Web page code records
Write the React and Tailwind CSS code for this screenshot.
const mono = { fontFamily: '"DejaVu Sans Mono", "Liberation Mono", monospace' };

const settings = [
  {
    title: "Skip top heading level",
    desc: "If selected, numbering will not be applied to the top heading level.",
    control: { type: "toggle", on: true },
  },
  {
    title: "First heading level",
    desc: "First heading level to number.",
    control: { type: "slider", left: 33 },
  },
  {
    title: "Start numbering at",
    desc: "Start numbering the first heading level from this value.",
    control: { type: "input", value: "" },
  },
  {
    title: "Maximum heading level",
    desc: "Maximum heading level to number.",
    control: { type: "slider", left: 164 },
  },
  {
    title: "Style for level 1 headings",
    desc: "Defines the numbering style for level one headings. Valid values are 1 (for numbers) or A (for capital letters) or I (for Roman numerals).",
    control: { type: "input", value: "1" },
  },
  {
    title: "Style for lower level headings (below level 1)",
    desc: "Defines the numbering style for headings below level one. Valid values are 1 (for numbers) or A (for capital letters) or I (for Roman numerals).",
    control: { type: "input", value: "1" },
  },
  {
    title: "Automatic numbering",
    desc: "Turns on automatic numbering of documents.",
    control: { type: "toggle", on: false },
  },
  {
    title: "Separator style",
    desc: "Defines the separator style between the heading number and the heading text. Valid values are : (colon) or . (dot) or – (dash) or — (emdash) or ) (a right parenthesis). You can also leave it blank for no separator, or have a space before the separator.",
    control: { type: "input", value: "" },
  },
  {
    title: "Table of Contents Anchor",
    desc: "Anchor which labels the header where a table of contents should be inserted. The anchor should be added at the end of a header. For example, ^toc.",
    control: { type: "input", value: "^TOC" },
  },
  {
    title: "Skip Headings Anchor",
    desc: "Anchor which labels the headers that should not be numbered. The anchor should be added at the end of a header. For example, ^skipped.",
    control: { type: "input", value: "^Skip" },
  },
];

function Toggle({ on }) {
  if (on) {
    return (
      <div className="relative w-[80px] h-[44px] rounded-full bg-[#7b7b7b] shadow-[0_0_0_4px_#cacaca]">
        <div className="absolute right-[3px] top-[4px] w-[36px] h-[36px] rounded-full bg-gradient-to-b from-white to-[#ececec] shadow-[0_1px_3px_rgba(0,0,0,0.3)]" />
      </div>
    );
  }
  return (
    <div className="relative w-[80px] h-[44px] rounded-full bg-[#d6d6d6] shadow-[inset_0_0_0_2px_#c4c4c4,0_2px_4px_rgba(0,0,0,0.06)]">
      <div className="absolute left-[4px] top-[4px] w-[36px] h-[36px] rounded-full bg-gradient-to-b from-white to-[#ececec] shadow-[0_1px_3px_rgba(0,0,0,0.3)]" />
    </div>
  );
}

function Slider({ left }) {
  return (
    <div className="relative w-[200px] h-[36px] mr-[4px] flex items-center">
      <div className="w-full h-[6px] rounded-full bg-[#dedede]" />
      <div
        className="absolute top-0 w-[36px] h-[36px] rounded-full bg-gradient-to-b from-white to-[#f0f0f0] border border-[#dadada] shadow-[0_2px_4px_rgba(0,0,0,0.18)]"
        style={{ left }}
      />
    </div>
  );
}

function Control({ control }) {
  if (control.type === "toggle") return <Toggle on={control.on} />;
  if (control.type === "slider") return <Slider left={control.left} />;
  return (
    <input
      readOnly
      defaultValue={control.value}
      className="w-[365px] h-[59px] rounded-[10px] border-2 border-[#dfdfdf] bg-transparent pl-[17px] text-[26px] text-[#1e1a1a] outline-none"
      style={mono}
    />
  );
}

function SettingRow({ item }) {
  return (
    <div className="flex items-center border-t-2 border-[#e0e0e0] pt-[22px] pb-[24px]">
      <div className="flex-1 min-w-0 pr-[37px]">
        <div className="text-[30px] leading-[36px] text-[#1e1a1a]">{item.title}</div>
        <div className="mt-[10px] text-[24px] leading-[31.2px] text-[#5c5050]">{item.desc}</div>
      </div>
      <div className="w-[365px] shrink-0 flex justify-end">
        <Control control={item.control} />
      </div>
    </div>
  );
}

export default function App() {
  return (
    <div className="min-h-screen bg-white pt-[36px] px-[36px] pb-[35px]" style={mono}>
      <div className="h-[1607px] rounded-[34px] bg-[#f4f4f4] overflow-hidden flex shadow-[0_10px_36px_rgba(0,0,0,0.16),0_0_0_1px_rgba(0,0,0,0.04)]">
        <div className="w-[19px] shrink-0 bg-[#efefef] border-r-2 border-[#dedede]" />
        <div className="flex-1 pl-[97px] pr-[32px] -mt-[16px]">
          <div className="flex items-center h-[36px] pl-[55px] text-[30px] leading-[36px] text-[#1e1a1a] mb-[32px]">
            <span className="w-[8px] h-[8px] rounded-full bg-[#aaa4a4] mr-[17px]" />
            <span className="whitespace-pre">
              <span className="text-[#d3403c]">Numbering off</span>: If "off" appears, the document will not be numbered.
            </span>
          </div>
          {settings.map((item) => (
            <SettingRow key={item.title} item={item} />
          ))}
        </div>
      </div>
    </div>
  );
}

==

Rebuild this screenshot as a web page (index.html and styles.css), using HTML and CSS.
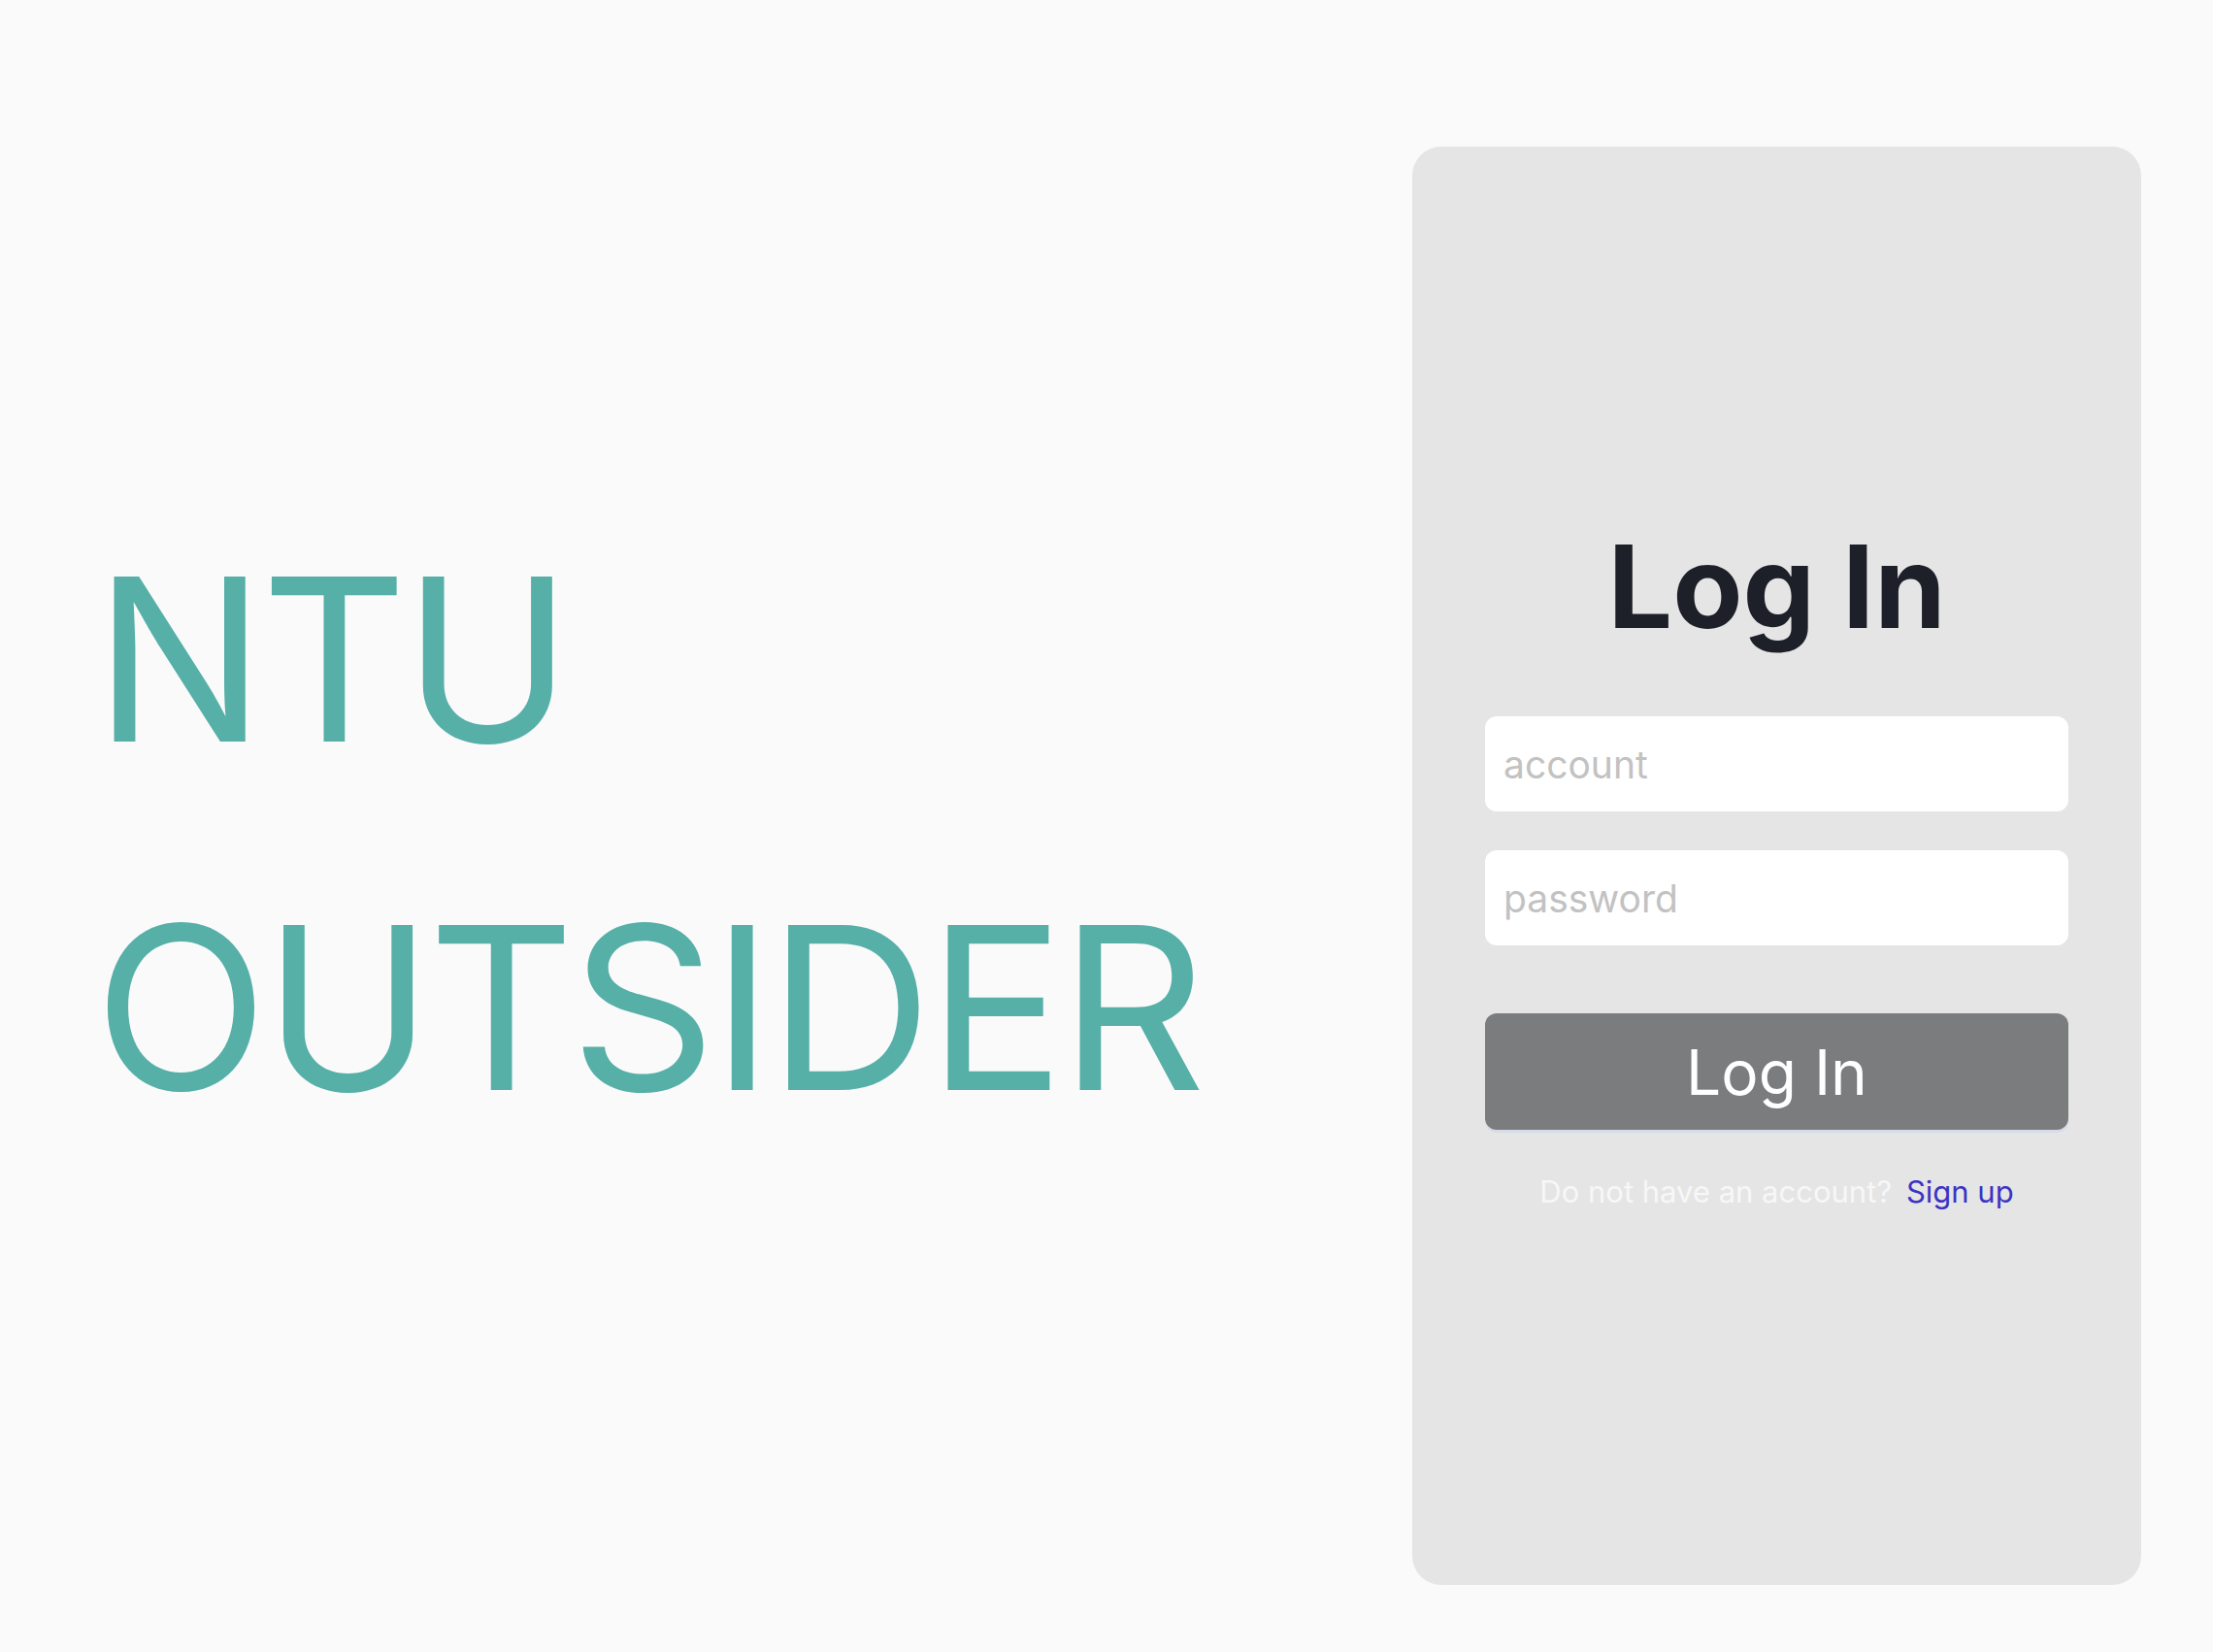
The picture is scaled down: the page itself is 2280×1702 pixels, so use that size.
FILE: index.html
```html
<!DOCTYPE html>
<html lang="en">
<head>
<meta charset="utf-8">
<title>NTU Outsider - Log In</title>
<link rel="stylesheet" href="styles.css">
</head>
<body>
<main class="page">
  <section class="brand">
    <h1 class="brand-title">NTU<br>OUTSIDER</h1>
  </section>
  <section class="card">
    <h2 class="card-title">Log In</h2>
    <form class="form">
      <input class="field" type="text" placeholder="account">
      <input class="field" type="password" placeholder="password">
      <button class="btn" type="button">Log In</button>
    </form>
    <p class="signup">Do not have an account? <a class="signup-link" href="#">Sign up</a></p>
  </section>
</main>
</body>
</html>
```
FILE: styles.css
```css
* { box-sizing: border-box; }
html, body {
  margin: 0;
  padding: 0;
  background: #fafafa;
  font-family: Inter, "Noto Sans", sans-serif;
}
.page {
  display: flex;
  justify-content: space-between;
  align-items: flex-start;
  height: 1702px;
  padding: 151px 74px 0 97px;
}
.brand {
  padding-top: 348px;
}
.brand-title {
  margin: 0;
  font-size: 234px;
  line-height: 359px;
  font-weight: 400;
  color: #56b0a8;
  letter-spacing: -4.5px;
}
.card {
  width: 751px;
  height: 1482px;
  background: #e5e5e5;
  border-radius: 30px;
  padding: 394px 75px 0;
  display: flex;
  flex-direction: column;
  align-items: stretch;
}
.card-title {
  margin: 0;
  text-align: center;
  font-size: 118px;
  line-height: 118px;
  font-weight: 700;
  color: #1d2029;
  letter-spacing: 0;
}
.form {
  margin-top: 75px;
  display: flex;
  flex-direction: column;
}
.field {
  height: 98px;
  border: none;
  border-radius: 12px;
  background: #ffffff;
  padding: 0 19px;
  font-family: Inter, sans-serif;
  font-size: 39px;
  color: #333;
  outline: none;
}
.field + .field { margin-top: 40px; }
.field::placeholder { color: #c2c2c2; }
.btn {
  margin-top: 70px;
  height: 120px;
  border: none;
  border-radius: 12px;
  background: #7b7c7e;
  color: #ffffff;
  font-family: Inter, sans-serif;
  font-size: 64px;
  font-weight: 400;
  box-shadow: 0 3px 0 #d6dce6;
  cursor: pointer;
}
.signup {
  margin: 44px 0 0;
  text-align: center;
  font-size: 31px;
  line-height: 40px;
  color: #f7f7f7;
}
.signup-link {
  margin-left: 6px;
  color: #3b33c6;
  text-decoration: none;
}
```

* TASK: Read the data above and pull out each line that holds the string "screenshot".

* EXPECTED OUTPUT:
Write the React and Tailwind CSS code for this screenshot.
Rebuild this screenshot as a web page (index.html and styles.css), using HTML and CSS.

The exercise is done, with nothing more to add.